_Goal_:
Report the count of lines where the string "React" appears, and nothing else.

_Material provided_:
***

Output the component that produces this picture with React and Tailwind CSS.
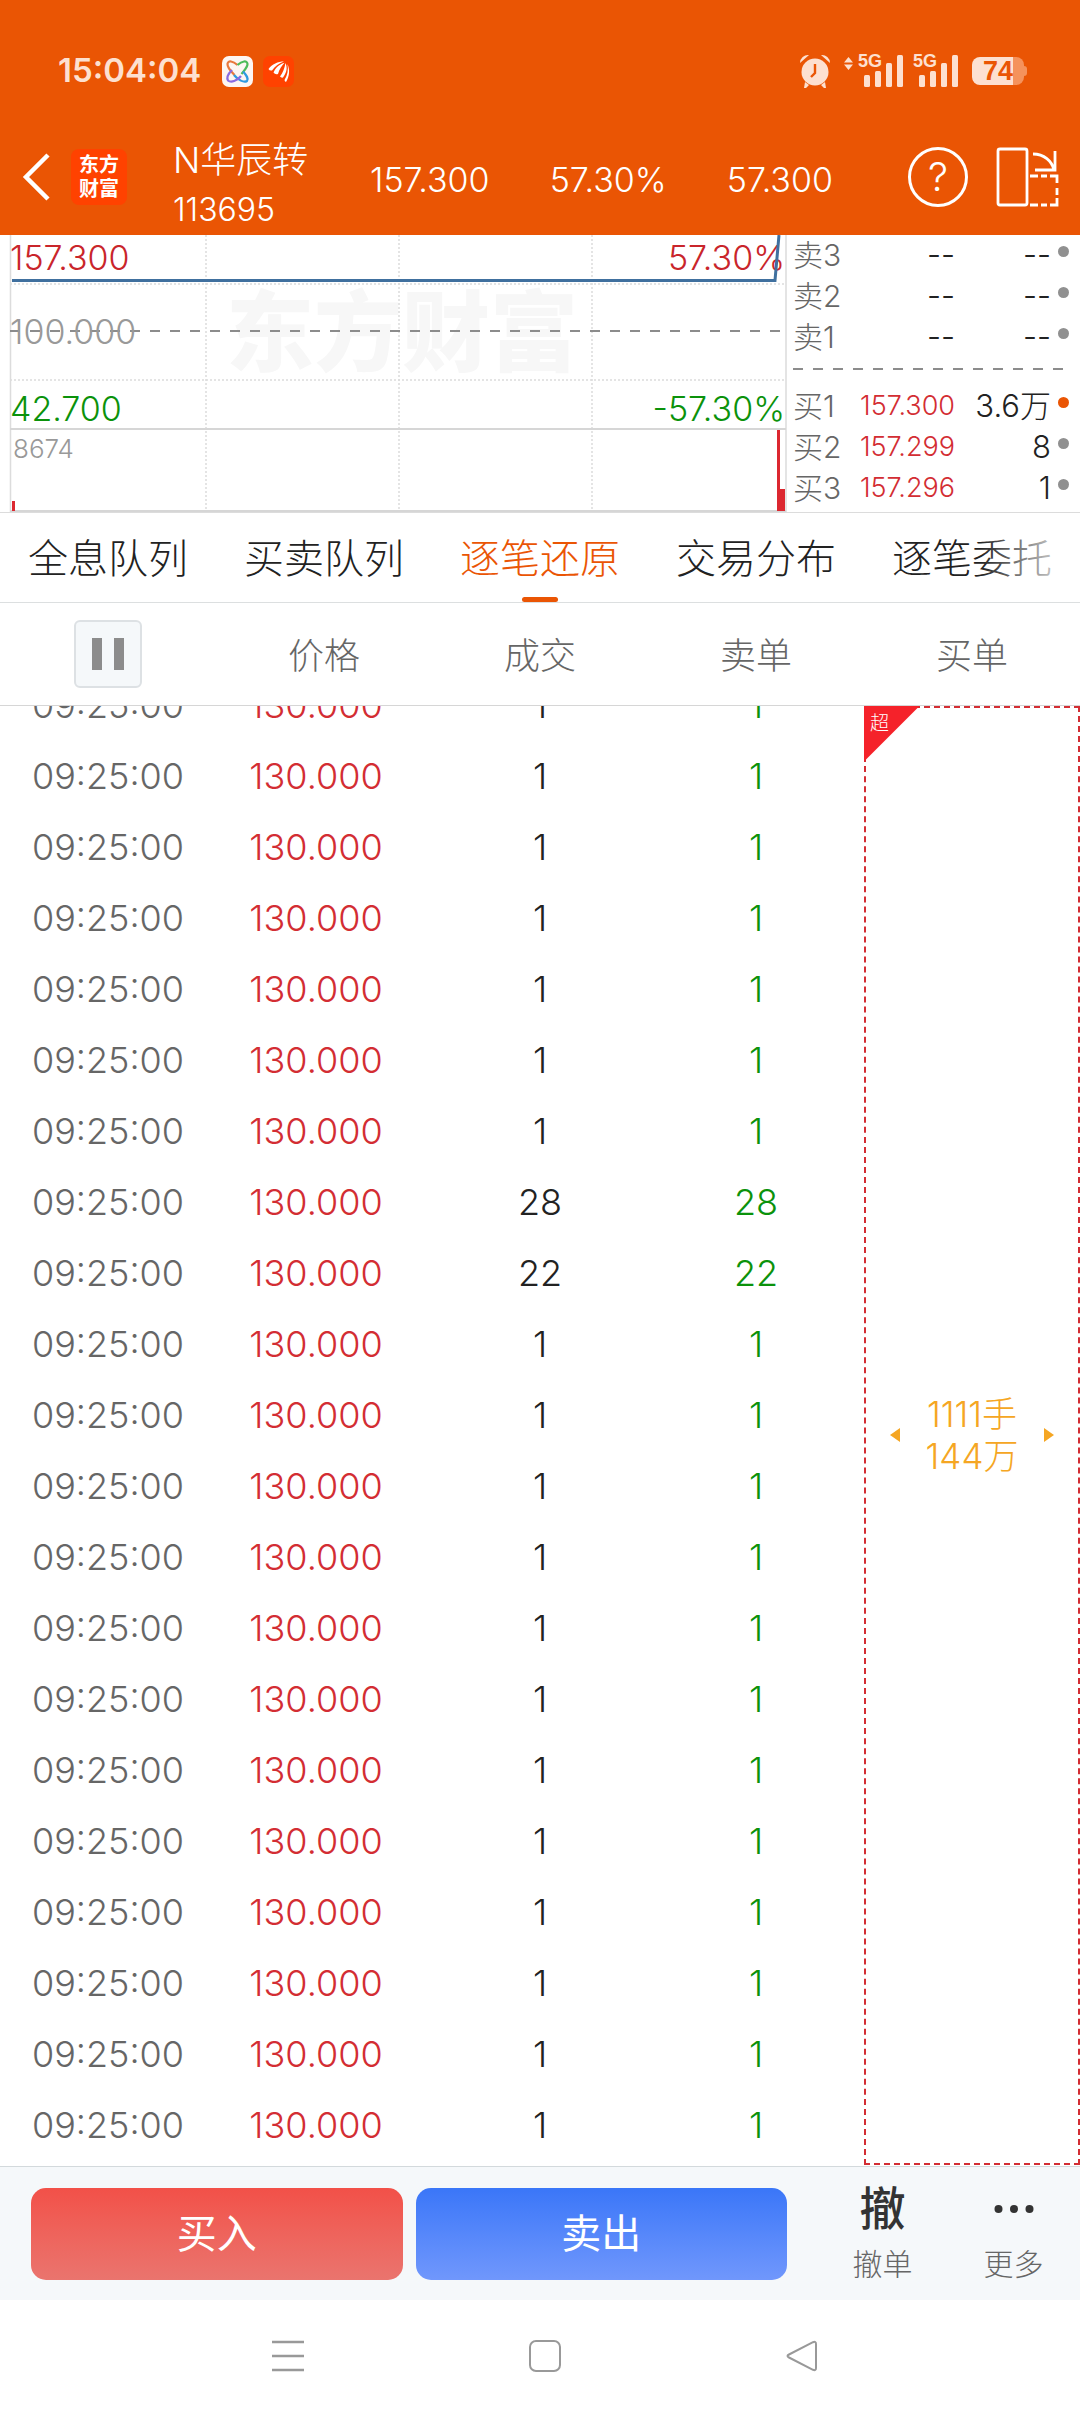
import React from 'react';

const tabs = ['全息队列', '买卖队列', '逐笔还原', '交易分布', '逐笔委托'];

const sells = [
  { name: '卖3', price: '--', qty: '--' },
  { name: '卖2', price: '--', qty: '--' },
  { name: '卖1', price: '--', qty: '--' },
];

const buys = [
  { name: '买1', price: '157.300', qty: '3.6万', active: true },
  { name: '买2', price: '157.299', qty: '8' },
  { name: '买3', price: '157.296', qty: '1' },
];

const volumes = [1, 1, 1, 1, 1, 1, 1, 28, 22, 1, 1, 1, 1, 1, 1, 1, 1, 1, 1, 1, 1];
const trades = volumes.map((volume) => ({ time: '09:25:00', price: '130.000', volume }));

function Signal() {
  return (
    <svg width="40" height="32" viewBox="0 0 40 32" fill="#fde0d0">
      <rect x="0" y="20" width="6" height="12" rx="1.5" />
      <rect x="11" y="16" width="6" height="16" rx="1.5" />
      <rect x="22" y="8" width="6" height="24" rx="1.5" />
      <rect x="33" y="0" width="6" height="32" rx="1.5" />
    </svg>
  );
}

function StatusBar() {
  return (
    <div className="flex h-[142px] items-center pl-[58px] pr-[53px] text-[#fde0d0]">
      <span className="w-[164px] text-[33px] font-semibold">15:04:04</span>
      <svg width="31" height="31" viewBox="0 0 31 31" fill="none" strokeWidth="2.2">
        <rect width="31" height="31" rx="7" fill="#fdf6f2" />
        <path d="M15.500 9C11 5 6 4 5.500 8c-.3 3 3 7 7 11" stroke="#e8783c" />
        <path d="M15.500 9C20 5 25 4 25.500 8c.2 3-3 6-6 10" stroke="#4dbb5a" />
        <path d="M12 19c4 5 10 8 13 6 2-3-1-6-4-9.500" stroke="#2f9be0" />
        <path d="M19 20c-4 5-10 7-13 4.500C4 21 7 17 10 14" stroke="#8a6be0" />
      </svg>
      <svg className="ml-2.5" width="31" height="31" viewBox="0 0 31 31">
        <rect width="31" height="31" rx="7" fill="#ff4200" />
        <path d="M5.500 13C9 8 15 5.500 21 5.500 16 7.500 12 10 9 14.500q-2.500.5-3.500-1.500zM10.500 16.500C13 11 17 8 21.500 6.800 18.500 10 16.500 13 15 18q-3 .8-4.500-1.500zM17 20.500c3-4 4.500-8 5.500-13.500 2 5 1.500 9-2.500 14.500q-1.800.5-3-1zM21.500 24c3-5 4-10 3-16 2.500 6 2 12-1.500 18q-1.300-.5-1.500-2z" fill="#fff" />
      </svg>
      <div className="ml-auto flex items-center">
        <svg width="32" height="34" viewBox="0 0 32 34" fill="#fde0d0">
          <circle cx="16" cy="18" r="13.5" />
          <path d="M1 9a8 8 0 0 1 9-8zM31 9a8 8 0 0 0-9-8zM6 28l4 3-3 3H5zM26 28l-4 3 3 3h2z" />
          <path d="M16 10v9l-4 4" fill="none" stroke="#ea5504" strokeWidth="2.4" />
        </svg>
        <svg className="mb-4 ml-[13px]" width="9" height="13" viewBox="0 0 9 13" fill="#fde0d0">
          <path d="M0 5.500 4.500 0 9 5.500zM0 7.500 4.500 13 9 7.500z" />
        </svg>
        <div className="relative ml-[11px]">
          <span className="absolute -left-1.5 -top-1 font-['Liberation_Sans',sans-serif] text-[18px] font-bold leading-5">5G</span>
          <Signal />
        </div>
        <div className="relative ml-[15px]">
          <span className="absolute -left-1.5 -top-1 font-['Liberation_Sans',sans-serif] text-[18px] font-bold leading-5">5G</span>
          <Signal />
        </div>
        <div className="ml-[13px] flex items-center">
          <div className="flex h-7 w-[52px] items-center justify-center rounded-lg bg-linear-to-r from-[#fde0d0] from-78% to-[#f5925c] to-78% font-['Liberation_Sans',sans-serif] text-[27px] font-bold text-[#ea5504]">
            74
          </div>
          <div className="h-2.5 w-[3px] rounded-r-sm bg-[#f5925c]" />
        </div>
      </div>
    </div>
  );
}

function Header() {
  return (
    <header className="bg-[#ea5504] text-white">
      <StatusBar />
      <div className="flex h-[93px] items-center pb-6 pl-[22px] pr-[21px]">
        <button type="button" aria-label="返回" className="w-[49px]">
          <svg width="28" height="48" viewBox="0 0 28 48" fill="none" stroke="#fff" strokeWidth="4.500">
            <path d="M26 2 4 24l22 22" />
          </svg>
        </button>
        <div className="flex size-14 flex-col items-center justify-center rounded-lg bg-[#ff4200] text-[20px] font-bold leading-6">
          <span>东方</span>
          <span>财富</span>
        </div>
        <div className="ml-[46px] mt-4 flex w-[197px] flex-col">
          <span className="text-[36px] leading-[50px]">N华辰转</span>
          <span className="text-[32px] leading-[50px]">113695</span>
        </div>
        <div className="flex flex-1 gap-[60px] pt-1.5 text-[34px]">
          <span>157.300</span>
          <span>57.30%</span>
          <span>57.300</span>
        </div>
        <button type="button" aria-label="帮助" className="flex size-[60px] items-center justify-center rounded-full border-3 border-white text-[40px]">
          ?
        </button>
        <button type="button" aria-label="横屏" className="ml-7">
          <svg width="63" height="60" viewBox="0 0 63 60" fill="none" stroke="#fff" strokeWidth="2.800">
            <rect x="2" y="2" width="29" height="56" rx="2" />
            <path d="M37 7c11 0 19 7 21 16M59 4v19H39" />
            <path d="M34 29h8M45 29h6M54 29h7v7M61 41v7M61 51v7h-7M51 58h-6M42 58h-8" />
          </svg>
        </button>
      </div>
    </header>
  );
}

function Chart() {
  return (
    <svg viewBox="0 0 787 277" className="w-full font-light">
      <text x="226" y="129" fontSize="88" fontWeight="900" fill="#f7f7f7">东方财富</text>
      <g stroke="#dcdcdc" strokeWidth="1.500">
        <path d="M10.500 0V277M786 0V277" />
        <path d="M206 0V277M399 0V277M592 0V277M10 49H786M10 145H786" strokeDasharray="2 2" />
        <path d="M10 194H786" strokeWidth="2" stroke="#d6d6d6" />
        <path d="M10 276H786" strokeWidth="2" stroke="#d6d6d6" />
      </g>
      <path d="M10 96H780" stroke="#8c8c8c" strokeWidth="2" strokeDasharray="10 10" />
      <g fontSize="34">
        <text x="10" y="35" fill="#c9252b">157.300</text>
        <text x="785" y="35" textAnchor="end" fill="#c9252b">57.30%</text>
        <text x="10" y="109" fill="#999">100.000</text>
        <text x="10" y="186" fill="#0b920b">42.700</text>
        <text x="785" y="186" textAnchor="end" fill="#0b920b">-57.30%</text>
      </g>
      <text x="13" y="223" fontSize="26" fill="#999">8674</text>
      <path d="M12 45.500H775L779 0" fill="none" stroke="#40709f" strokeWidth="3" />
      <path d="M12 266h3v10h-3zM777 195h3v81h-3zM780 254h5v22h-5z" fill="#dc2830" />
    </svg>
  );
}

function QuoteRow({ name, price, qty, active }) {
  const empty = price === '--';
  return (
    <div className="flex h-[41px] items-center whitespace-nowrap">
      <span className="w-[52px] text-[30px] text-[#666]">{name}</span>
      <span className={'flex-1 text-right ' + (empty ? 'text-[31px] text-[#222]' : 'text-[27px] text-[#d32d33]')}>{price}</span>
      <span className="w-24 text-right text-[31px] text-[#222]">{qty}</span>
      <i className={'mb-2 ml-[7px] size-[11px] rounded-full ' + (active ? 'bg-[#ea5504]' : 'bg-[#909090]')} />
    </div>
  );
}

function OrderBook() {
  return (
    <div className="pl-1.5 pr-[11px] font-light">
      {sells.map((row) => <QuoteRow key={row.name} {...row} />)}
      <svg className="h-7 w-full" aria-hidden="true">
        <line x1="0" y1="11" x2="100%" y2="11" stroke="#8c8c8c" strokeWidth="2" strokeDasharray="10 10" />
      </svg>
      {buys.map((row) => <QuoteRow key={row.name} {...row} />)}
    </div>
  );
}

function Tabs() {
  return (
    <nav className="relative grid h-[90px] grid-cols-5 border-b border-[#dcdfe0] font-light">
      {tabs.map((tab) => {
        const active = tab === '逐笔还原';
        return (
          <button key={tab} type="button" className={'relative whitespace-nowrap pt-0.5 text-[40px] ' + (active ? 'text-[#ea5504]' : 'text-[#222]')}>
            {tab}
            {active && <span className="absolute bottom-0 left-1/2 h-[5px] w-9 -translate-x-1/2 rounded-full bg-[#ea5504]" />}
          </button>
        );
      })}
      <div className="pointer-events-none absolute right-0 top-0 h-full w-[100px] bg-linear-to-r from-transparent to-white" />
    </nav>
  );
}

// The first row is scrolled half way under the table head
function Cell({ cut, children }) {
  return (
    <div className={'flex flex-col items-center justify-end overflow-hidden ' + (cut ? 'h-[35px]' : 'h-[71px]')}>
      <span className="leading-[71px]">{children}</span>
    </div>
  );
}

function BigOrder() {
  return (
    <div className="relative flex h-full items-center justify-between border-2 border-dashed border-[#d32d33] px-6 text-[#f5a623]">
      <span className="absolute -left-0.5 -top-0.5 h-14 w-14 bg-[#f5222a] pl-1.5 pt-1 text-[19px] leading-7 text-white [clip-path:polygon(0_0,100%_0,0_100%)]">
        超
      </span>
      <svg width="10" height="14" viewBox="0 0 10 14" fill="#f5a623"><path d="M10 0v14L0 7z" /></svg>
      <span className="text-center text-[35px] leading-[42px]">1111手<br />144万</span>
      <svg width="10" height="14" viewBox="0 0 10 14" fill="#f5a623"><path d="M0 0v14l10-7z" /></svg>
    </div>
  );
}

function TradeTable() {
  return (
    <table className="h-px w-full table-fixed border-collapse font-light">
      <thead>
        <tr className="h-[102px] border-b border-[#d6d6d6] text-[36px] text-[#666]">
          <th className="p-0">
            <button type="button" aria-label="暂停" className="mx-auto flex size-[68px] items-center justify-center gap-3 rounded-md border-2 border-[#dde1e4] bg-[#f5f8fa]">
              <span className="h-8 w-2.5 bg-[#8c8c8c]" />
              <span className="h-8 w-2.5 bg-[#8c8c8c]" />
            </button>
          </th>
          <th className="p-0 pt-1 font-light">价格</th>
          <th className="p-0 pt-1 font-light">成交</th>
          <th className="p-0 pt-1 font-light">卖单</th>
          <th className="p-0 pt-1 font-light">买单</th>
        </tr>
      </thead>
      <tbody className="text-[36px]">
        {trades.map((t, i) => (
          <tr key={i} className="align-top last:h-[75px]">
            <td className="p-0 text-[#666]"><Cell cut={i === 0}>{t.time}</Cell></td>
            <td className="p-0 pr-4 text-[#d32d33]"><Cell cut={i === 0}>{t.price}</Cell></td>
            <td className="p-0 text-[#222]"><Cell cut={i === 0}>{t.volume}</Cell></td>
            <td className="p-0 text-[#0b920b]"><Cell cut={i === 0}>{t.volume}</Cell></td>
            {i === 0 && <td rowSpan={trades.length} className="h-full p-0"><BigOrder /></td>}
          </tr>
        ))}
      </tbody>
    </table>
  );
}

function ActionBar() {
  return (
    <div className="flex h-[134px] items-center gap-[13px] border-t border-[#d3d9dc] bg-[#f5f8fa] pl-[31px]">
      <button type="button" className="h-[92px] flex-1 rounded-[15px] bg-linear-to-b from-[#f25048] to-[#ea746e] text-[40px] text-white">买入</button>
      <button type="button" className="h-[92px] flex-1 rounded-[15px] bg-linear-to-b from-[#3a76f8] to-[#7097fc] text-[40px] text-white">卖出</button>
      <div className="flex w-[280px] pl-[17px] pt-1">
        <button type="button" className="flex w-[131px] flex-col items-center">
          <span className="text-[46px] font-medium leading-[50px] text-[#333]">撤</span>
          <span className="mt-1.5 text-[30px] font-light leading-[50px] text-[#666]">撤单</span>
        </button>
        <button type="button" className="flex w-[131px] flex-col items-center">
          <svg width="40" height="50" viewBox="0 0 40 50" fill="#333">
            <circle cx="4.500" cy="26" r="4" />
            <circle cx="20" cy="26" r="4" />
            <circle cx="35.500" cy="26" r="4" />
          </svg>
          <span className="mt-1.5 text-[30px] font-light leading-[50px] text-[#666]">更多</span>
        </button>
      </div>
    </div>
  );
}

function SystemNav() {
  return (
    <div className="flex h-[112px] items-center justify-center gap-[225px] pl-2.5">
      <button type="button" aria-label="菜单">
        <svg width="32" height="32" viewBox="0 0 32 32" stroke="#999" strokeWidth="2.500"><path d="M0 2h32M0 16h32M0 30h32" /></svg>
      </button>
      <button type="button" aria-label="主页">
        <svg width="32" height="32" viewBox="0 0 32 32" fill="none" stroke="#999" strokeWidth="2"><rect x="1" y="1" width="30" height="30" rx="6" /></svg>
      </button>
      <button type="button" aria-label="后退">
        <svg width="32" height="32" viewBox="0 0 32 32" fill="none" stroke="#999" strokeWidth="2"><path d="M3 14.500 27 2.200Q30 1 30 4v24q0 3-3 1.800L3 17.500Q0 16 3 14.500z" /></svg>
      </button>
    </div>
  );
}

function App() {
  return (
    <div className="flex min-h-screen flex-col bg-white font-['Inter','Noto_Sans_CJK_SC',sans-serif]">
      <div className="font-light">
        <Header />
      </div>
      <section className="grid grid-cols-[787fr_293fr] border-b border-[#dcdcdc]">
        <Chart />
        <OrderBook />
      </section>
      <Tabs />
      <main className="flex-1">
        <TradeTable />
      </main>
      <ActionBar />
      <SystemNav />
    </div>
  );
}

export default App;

***

_Answer in full_:
2